St. Louis University
1940

The following is taken from, and is a part of, the FOREWARD:

    Deep interest is desplayed today by all classes of men in the Encyclicals of the Holy See.  The world, it has been said, is "Encyclical-conscious."  The best evidence of this fact is the attention given in the great metropolitan dailies and the entire press to every new document issued by the Vatican.
    Catholics, at all times, rightly look to the Encyclicals for authoritative application of the Church's teaching to the questions of the day.  They find in them both help and inspiration.  But non-Catholics, too, are sincerely impressed by the clear, forceful, and undeviating statements that come from the Chair of Peter, motivated as they are by neither fear nor favor, but concerned alone with the welfare, both temporal and spiritual, of all mankind.  On every word of these pronouncements they find imprinted the Pope's own deep sense of the sacredness of his commission and the profound responsibility that it involves.
    Through the Church's Encyclicals, likewise, her true spirit can most intimately be caught by those without the fold.  They behold her standing forth, unarmed and unallied with any power of the earth, a purely spiritual force, assertive of the truth, defiant of evil wherever it is found, protective of the weak and helpless and oppressed, and upholding with a strength not her own, but of God, the tottering walls of modern civilization.
    Particularly are these facts brought home to us in the social Encyclicals of Pope Leo XIII.  Their past influence and present potentialities no one can overestimate.  They are basic, not merely for any social studies that we may wish to undertake, but are the solid foundation on which other important Encyclicals have been constructed by successive Pontiffs.

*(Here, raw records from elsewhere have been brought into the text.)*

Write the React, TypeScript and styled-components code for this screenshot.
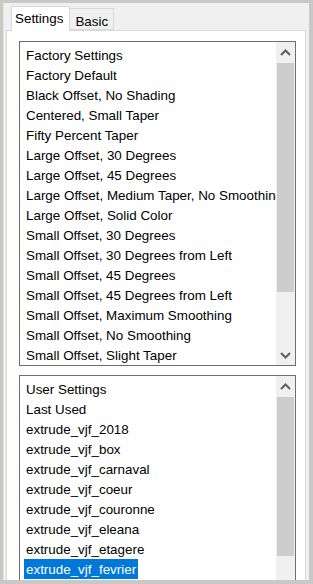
import styled, { createGlobalStyle } from "styled-components";

const GlobalStyle = createGlobalStyle`
  html, body {
    margin: 0;
    padding: 0;
    background: #c8c8c8;
    overflow: hidden;
  }
  body {
    font-family: "Liberation Sans", Arial, sans-serif;
    font-size: 13.4px;
    color: #000;
  }
`;

const Frame = styled.div`
  width: 313px;
  height: 584px;
  padding: 3px 4px 4px 3px;
  box-sizing: border-box;
  background: #c8c8c8;
`;

const Window = styled.div`
  height: 577px;
  background: #f0f0f0;
  border-left: 1px solid #e3e8c8;
  padding: 0 3px 0 2px;
  display: flex;
  flex-direction: column;
  overflow: hidden;
`;

const TabStrip = styled.div`
  height: 27px;
  display: flex;
  align-items: flex-end;
  padding-left: 5px;
  position: relative;
  z-index: 1;
`;

const Tab = styled.div<{ $active?: boolean }>`
  box-sizing: border-box;
  height: ${(p) => (p.$active ? "25px" : "22px")};
  margin-bottom: ${(p) => (p.$active ? "-1px" : "0")};
  padding: ${(p) => (p.$active ? "3px 6px 0 3px" : "4px 5px 0 5px")};
  background: ${(p) => (p.$active ? "#fff" : "#f0f0f0")};
  border: 1px solid #d9d9d9;
  border-bottom: ${(p) => (p.$active ? "none" : "1px solid #d9d9d9")};
  border-left: ${(p) => (p.$active ? "1px solid #d9d9d9" : "none")};
  line-height: 17px;
`;

const Panel = styled.div`
  flex: 1;
  background: #fff;
  border: 1px solid #d9d9d9;
  border-bottom: none;
  padding: 10px 9px 0 12px;
  display: flex;
  flex-direction: column;
  gap: 9px;
  min-height: 0;
`;

const ListBox = styled.div<{ $height: number }>`
  height: ${(p) => p.$height}px;
  flex-shrink: 0;
  border: 1px solid #6e6e6e;
  display: flex;
  background: #fff;
  overflow: hidden;
`;

const Items = styled.div`
  flex: 1;
  min-width: 0;
  padding-top: 3px;
  overflow: hidden;
`;

const Row = styled.div`
  height: 20px;
  padding-left: 4px;
  white-space: nowrap;
  overflow: hidden;
`;

const Label = styled.span<{ $selected?: boolean }>`
  display: inline-block;
  box-sizing: border-box;
  height: 20px;
  line-height: 19px;
  padding: 1px 2px 0;
  background: ${(p) => (p.$selected ? "#0078d7" : "transparent")};
  color: ${(p) => (p.$selected ? "#fff" : "#000")};
`;

const ScrollBar = styled.div`
  width: 19px;
  flex-shrink: 0;
  background: #f0f0f0;
  display: flex;
  flex-direction: column;
`;

const Arrow = styled.div`
  height: 20px;
  flex-shrink: 0;
  display: flex;
  align-items: center;
  justify-content: center;
`;

const Track = styled.div<{ $before: number; $after: number }>`
  flex: 1;
  padding: ${(p) => `${p.$before}px 0 ${p.$after}px`};
  display: flex;
  flex-direction: column;
`;

const Thumb = styled.div`
  flex: 1;
  background: #cdcdcd;
  margin: 0 1px;
`;

function Chevron({ up }: { up?: boolean }) {
  return (
    <svg width="11" height="7" viewBox="0 0 11 7">
      <path
        d={up ? "M1 6 L5.5 1.5 L10 6" : "M1 1 L5.5 5.5 L10 1"}
        fill="none"
        stroke="#606060"
        strokeWidth="2"
      />
    </svg>
  );
}

const factory = [
  "Factory Settings",
  "Factory Default",
  "Black Offset, No Shading",
  "Centered, Small Taper",
  "Fifty Percent Taper",
  "Large Offset, 30 Degrees",
  "Large Offset, 45 Degrees",
  "Large Offset, Medium Taper, No Smoothing",
  "Large Offset, Solid Color",
  "Small Offset, 30 Degrees",
  "Small Offset, 30 Degrees from Left",
  "Small Offset, 45 Degrees",
  "Small Offset, 45 Degrees from Left",
  "Small Offset, Maximum Smoothing",
  "Small Offset, No Smoothing",
  "Small Offset, Slight Taper",
];

const user = [
  "User Settings",
  "Last Used",
  "extrude_vjf_2018",
  "extrude_vjf_box",
  "extrude_vjf_carnaval",
  "extrude_vjf_coeur",
  "extrude_vjf_couronne",
  "extrude_vjf_eleana",
  "extrude_vjf_etagere",
  "extrude_vjf_fevrier",
];

type ListProps = {
  items: string[];
  height: number;
  selected?: string;
  thumbBefore: number;
  thumbAfter: number;
  showDown: boolean;
};

function List({ items, height, selected, thumbBefore, thumbAfter, showDown }: ListProps) {
  return (
    <ListBox $height={height}>
      <Items>
        {items.map((it) => (
          <Row key={it}>
            <Label $selected={it === selected}>{it}</Label>
          </Row>
        ))}
      </Items>
      <ScrollBar>
        <Arrow>
          <Chevron up />
        </Arrow>
        <Track $before={thumbBefore} $after={thumbAfter}>
          <Thumb />
        </Track>
        {showDown ? (
          <Arrow>
            <Chevron />
          </Arrow>
        ) : null}
      </ScrollBar>
    </ListBox>
  );
}

export default function App() {
  return (
    <Frame>
      <GlobalStyle />
      <Window>
        <TabStrip>
          <Tab $active>Settings</Tab>
          <Tab>Basic</Tab>
        </TabStrip>
        <Panel>
          <List
            items={factory}
            height={323}
            thumbBefore={1}
            thumbAfter={53}
            showDown
          />
          <List
            items={user}
            height={230}
            selected="extrude_vjf_fevrier"
            thumbBefore={1}
            thumbAfter={50}
            showDown={false}
          />
        </Panel>
      </Window>
    </Frame>
  );
}
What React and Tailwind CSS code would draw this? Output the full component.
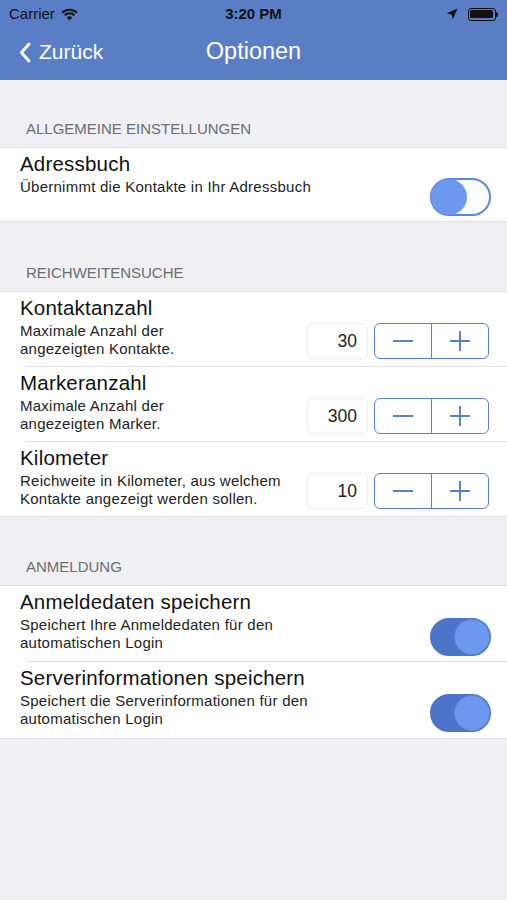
import React, { useState } from "react";

const font = { fontFamily: '"Liberation Sans", Arial, sans-serif' };

const Toggle = ({ on, onChange }) => (
  <button
    onClick={() => onChange(!on)}
    className={`relative block w-[61px] h-[38px] rounded-full border-2 ${
      on ? "bg-[#4c74c9] border-[#4c74c9]" : "bg-white border-[#5b86de]"
    }`}
  >
    <span
      className={`absolute top-[-1px] w-[36px] h-[36px] rounded-full bg-[#6c98ee] ${
        on ? "right-[-1px] border border-[#5f89dc]" : "left-[-1px]"
      }`}
    ></span>
  </button>
);

const Stepper = ({ value, onChange }) => (
  <div className="flex items-center gap-[6px] mr-[2px]">
    <div className="w-[61px] h-[36px] rounded-md border border-[#ececec] bg-white flex items-center justify-end pr-[10px] text-[17.5px] text-[#222]">
      {value}
    </div>
    <div className="flex w-[115px] h-[36px] rounded-md border-[1.5px] border-[#5b80c8] overflow-hidden">
      <button
        onClick={() => onChange(value - 1)}
        className="flex-1 flex items-center justify-center border-r-[1.5px] border-[#5b80c8]"
      >
        <span className="block w-[20px] h-[2px] bg-[#5b80c8]"></span>
      </button>
      <button onClick={() => onChange(value + 1)} className="flex-1 flex items-center justify-center">
        <span className="relative block w-[20px] h-[20px]">
          <span className="absolute left-0 top-[9px] w-[20px] h-[2px] bg-[#5b80c8]"></span>
          <span className="absolute top-0 left-[9px] w-[2px] h-[20px] bg-[#5b80c8]"></span>
        </span>
      </button>
    </div>
  </div>
);

const SectionHeader = ({ children, h }) => (
  <div className={`${h} flex items-end pl-[26px] pb-[7px] text-[15px] text-[#6d6d72]`}>
    {children}
  </div>
);

const Row = ({ title, lines, control, last, h = "h-[74px]", mb = "mb-[6px]" }) => (
  <div className={`relative bg-white ${h} flex justify-between pl-[20px] pr-[16px]`}>
    <div className="pt-[4px]">
      <div className="text-[20.5px] leading-[24px] tracking-[0.2px] text-[#111]">{title}</div>
      <div className="mt-[2px] text-[15px] leading-[18px] tracking-[0.25px] text-[#222]">
        {lines.map((l) => (
          <div key={l}>{l}</div>
        ))}
      </div>
    </div>
    <div className={`self-end flex ${mb}`}>{control}</div>
    {!last && <div className="absolute bottom-0 left-[26px] right-0 h-px bg-[#e0e0e4]"></div>}
  </div>
);

export default function App() {
  const [adress, setAdress] = useState(false);
  const [login, setLogin] = useState(true);
  const [server, setServer] = useState(true);
  const [kontakte, setKontakte] = useState(30);
  const [marker, setMarker] = useState(300);
  const [km, setKm] = useState(10);

  return (
    <div style={font} className="w-[507px] min-h-[900px] bg-[#efeff4]">
      {/* Status + Nav */}
      <div className="bg-[#5a7ec6]">
        <div className="h-[28px] flex items-center justify-between px-[9px] text-[15px] text-[#111]">
          <div className="flex items-center gap-[6px] w-[120px]">
            <span>Carrier</span>
            <svg width="17" height="13" viewBox="0 0 17 13">
              <path d="M8.5 12.5 L5.8 9.6 A3.9 3.9 0 0 1 11.2 9.6 Z" fill="#111" />
              <path d="M3.6 7.3 A7 7 0 0 1 13.4 7.3" stroke="#111" strokeWidth="2" fill="none" />
              <path d="M1.2 4.8 A10.5 10.5 0 0 1 15.8 4.8" stroke="#111" strokeWidth="2" fill="none" />
            </svg>
          </div>
          <div className="font-bold">3:20 PM</div>
          <div className="flex items-center justify-end gap-[10px] w-[120px]">
            <svg width="12" height="12" viewBox="0 0 12 12">
              <path d="M11.5 0.5 L0.8 5.2 L5.6 6.4 L6.8 11.2 Z" fill="#111" />
            </svg>
            <div className="flex items-center">
              <div className="w-[28px] h-[13px] rounded-[3px] border border-[#111] p-[1.5px]">
                <div className="w-full h-full rounded-[1.5px] bg-[#111]"></div>
              </div>
              <div className="w-[2px] h-[5px] bg-[#111] rounded-r-sm"></div>
            </div>
          </div>
        </div>
        <div className="relative h-[52px] flex items-center justify-center pb-[4px]">
          <button className="absolute left-[19px] top-0 h-full pb-[4px] flex items-center gap-[8px] text-white text-[21px]">
            <svg width="12" height="21" viewBox="0 0 12 21">
              <path d="M10 2 L2.5 10.5 L10 19" stroke="white" strokeWidth="3" fill="none" strokeLinecap="round" strokeLinejoin="round" />
            </svg>
            <span>Zurück</span>
          </button>
          <div className="text-white text-[23.5px]">Optionen</div>
        </div>
      </div>

      <SectionHeader h="h-[67px]">ALLGEMEINE EINSTELLUNGEN</SectionHeader>
      <div className="border-y border-[#e0e0e4]">
        <Row
          title="Adressbuch"
          lines={["Übernimmt die Kontakte in Ihr Adressbuch"]}
          control={<Toggle on={adress} onChange={setAdress} />}
          h="h-[73px]"
          mb="mb-[5px]"
          last
        />
      </div>

      <SectionHeader h="h-[69px]">REICHWEITENSUCHE</SectionHeader>
      <div className="border-y border-[#e0e0e4]">
        <Row
          title="Kontaktanzahl"
          lines={["Maximale Anzahl der", "angezeigten Kontakte."]}
          control={<Stepper value={kontakte} onChange={setKontakte} />}
          h="h-[75px]"
          mb="mb-[8px]"
        />
        <Row
          title="Markeranzahl"
          lines={["Maximale Anzahl der", "angezeigten Marker."]}
          control={<Stepper value={marker} onChange={setMarker} />}
          h="h-[75px]"
          mb="mb-[8px]"
        />
        <Row
          title="Kilometer"
          lines={["Reichweite in Kilometer, aus welchem", "Kontakte angezeigt werden sollen."]}
          control={<Stepper value={km} onChange={setKm} />}
          mb="mb-[7px]"
          last
        />
      </div>

      <SectionHeader h="h-[68px]">ANMELDUNG</SectionHeader>
      <div className="border-y border-[#e0e0e4]">
        <Row
          title="Anmeldedaten speichern"
          lines={["Speichert Ihre Anmeldedaten für den", "automatischen Login"]}
          control={<Toggle on={login} onChange={setLogin} />}
          h="h-[76px]"
        />
        <Row
          title="Serverinformationen speichern"
          lines={["Speichert die Serverinformationen für den", "automatischen Login"]}
          control={<Toggle on={server} onChange={setServer} />}
          h="h-[76px]"
          last
        />
      </div>
    </div>
  );
}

    Precisely because of their basic character, these documents are in a sense timeless, and in many ways apply even more forcibly to our own generation than to that for which they were immediately written.  The Mane, Thecel, Phares, (Daniel, Chapter V.)  appearing in the days of Leo on the walls of a vaunting and debauched Materialism, was interpreted by him as by a second Daniel.  But for the modern nations there was then still time to avert the calamities predicted, if but the Church's warnings had not been unheeded.  Today the evils then foretold have in large measure already fallen on the heads of rulers and people.  But worse is yet to come if past experience does not turn men's faces up to God.  Like harbour bells in stormy nights, the strong, deep, warning notes of these social Encyclicals of Leo XIII continue to ring out across the welter of the years.
    In the fourteen documents, then, assembled in this volume, can be found the adequate expression of practically every phase of Pope Leo's social thought and teaching.  Taken together, these Encyclicals constitute a basic library of social literature, which can be placed within the reach of everyone.
    Each Encyclical given in this book has been given it's own special preface.  This is intented to serve as a brief orientation, to stimulate interest, and to lend additional zest to the reading of the accompanying document. Attention is paid in it particularly to this historic background of the Encyclical, its relation to other similar pronouncements, and its present-day significance.
    The following Encyclicals are in the book:  Evils of Society (Inscrutabili), The Socialists (Quod Apostolici Muneris), Christian Marriage (Arcanum), Civil Government (Diuturnum), Christian Constitution of States (Immortale Dei), Abolition of African Slavery (In Plurimis), Human Liberty (Libertas Humana), Chief Duties of Christian Citizens (Sapientiae Christianae), The Condition of Working Men (Rerum Novarum), Rosary and Social Question (Laetitiae Sanctae), Consecration of Mankind to the Sacred Heart (Annum Sacrum), Christian Popular Action (Graves de Commum), Appendices: Our Social Foundation and The Grand Review.